This fall meals offered by all school districts in King County will include more variety and servings of fruits, vegetables and whole grains.
In addition, portion sizes will be adjusted to ensure the calorie content of meals are appropriate for the age of children being served.
The changes will fulfill new federal requirements for school meals issued earlier this year by the U.S. Department of Agriculture (USDA).
Under the new rules, menus will be designed to reduce the amount of saturated fat, tans fats and sodium.
For example, students will be offered only fat-free or low-fat milk varieties and will be required to take a half of a cup of fruit or vegetable for a complete meal.
Don’t Forget: Kids Need Breakfast too! Schools serve breakfast every day!
Seattle Public Schools has been working with the Tom Douglas Group to develop new kid-tested menu concepts. They have held family events to taste test menu items, including: Butternut squash curry and chicken with couscous; baked pollack (white fish with tomato topping); cheese enchiladas with homemade chili sauce; chicken and vegetables with noodles and cherry blossom sauce; tabouli salad, fresh greens and focaccia bread; and yogurt fruit parfait.
Kent School District has partnered with the Washington State Department of Agriculture to incorporate a greater variety of fresh Washington-grown produce into the foods they serve. They have used taste tests and surveys to gauge student response to new items, and invited farmers in to speak with students about the foods they grow.

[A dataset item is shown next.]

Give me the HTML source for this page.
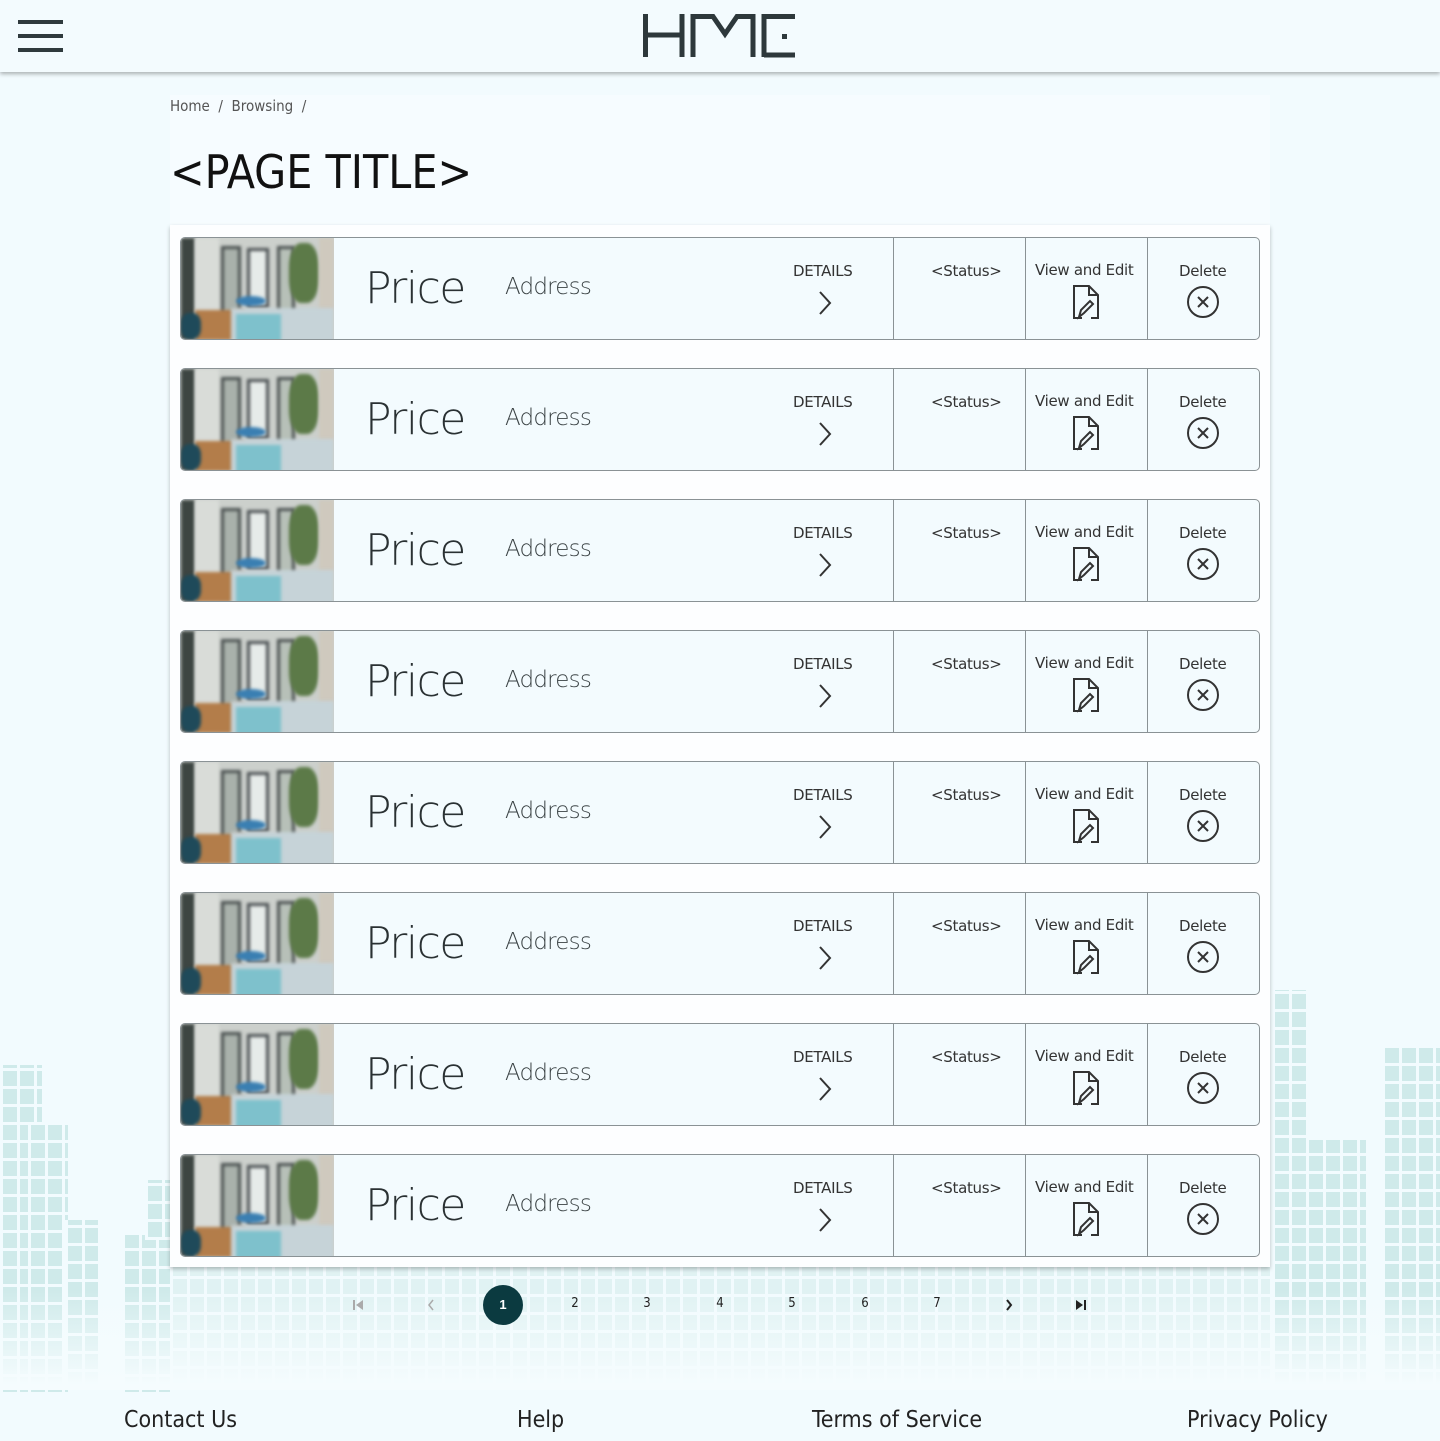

Renton School District Nutrition Services began working with chefs from the Renton Technical College and their high school nutrition council to develop new menu items to meet the new nutrition standards. “We’re excited about providing a wider variety of fruits and vegetables that are packed full of the vitamins and minerals kids need and are essential for a healthy body and mind,” said Kira Acker, Nutrition Services Director for the Renton School District. “
A grant funded the Auburn School District’s Whole Foods Cooking class “discover. cook. nourish” developed by Cynthia Lair, Cookus Interruptus. Over 400 school cafeteria staff in 12 school districts in King County attended this successful certified training course to help prepare staff for the school meal changes.
“Auburn School District continues to offer whole foods cooking whenever possible to meet the new guidelines and is excited to expose students to new and different fruits and vegetables that will awaken their interest in trying new foods,” said Carol Barker, Auburn School District’s Child Nutrition Supervisor.